No i w sumie nie wiemy czemu nazwano te gory blekitnymi, gdyz jedyne co widzimy to szarosc... Mgla jest tak gesta, ze ledwo co widac druga strone ulicy. Ponadto w chwilach, w ktorych nie pada deszcz, dzdzy dla odmiany :) Czyli swietnie :)
Zawiedzione brakiem pogodowego szczescia w gorach, znajdujemy hostel (Katoomba Backpaker's Lodge - $23 od osoby za noc) po czym rzucamy okiem na zamglone miasteczko :)

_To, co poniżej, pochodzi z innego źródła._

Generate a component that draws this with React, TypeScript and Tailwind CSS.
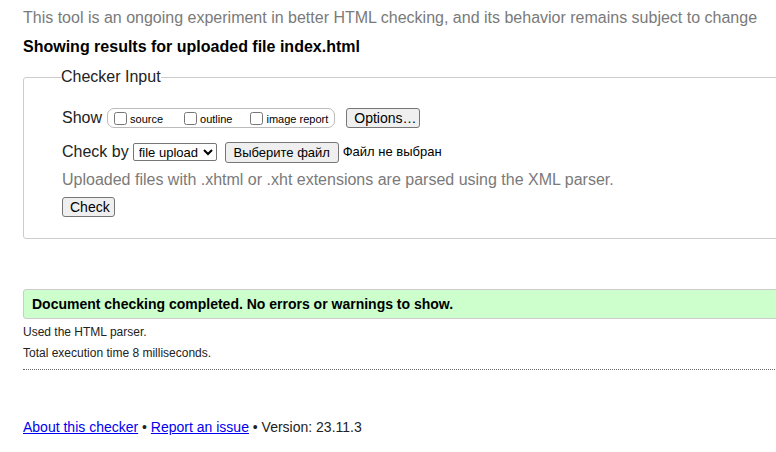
import React from 'react';

const font = "font-['Liberation_Sans',Arial,sans-serif]";

const Btn: React.FC<{ children: React.ReactNode; className?: string }> = ({ children, className = '' }) => (
  <button
    className={`h-[20px] px-[7px] border border-[#767676] rounded-[3px] bg-[#efefef] text-black leading-none ${className}`}
  >
    {children}
  </button>
);

const Check: React.FC<{ label: string; className?: string }> = ({ label, className = '' }) => (
  <label className={`flex items-center ${className}`}>
    <input type="checkbox" className="m-0 w-[13px] h-[13px]" />
    <span className="ml-[3px] text-[11px] leading-none mt-[2px]">{label}</span>
  </label>
);

export default function App() {
  return (
    <div className={`w-[776px] h-[452px] overflow-hidden bg-white text-black ${font}`}>
      <div className="ml-[23px] w-[800px]">
        <p className="mt-[9px] text-[16px] leading-[18px] text-[#7a7a7a] whitespace-nowrap">
          This tool is an ongoing experiment in better HTML checking, and its behavior remains subject to change
        </p>
        <h2 className="mt-[11px] text-[16px] leading-[18px] font-bold whitespace-nowrap">
          Showing results for uploaded file index.html
        </h2>

        <fieldset className="mt-[12px] border border-[#cccccc] rounded-[3px] pl-[38px] pt-[21px] pb-[20px]">
          <legend className="-ml-[1px] text-[16px] leading-[18px] text-[#222]">Checker Input</legend>

          <div className="flex items-center h-[22px]">
            <span className="text-[16px] text-[#222]">Show</span>
            <div className="ml-[5px] flex items-center h-[20px] border border-[#bbbbbb] rounded-[7px] pl-[6px] pr-[6px]">
              <Check label="source" />
              <Check label="outline" className="ml-[21px]" />
              <Check label="image report" className="ml-[18px]" />
            </div>
            <Btn className="ml-[11px] text-[14px] w-[74px]">Options…</Btn>
          </div>

          <div className="mt-[12px] flex items-center h-[22px]">
            <span className="text-[16px] text-[#222]">Check by</span>
            <select className="ml-[4px] h-[18px] w-[84px] border border-[#767676] rounded-[2px] text-[13px] leading-none pl-[1px] text-black">
              <option>file upload</option>
            </select>
            <Btn className="ml-[8px] text-[13px] h-[21px] w-[114px]">Выберите файл</Btn>
            <span className="ml-[4px] text-[13px]">Файл не выбран</span>
          </div>

          <p className="mt-[8px] text-[16px] leading-[18px] text-[#7a7a7a] whitespace-nowrap">
            Uploaded files with .xhtml or .xht extensions are parsed using the XML parser.
          </p>

          <div className="mt-[7px] flex items-center h-[22px]">
            <Btn className="text-[14px] w-[53px]">Check</Btn>
          </div>
        </fieldset>

        <div className="mt-[50px] h-[30px] flex items-center bg-[#ccffcc] border border-[#cccccc] rounded-l-[3px] pl-[8px]">
          <span className="text-[14px] font-bold">Document checking completed. No errors or warnings to show.</span>
        </div>

        <p className="mt-[6px] text-[12px] leading-[15px] text-[#222]">Used the HTML parser.</p>
        <p className="mt-[6px] text-[12px] leading-[15px] text-[#222]">Total execution time 8 milliseconds.</p>
        <div className="mt-[8px] border-t border-dotted border-[#666]" />

        <p className="mt-[49px] text-[14px] leading-[16px] text-[#222]">
          <a className="text-[#0000ee] underline">About this checker</a>
          {' • '}
          <a className="text-[#0000ee] underline">Report an issue</a>
          {' • Version: 23.11.3'}
        </p>
      </div>
    </div>
  );
}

Rano, jako ze za oknem mleko jak bylo tak jest, decydujemy sie na opuszczenie gor, i wybieramy sie do Canberry. Mamy zaproszenie od 2 Hostow w stolicy, wiec ciezko bylo by przegapic taka okazje :)
Lapiemy naszego pierwszego stopa w Australii, z Katoomby na zachod. Zatrzymuje nam sie kierowca z Nju Zelandii :) Maorys z pochodzenia, jest w drodze do znajomej mu Polki :) ktora przyjechala tu pare lat temu i ktorej jedzie naprawic buldozera :) Czy cus :) Zachwyca sie umiejetnosciami kulinarnymi pani Bozenki :)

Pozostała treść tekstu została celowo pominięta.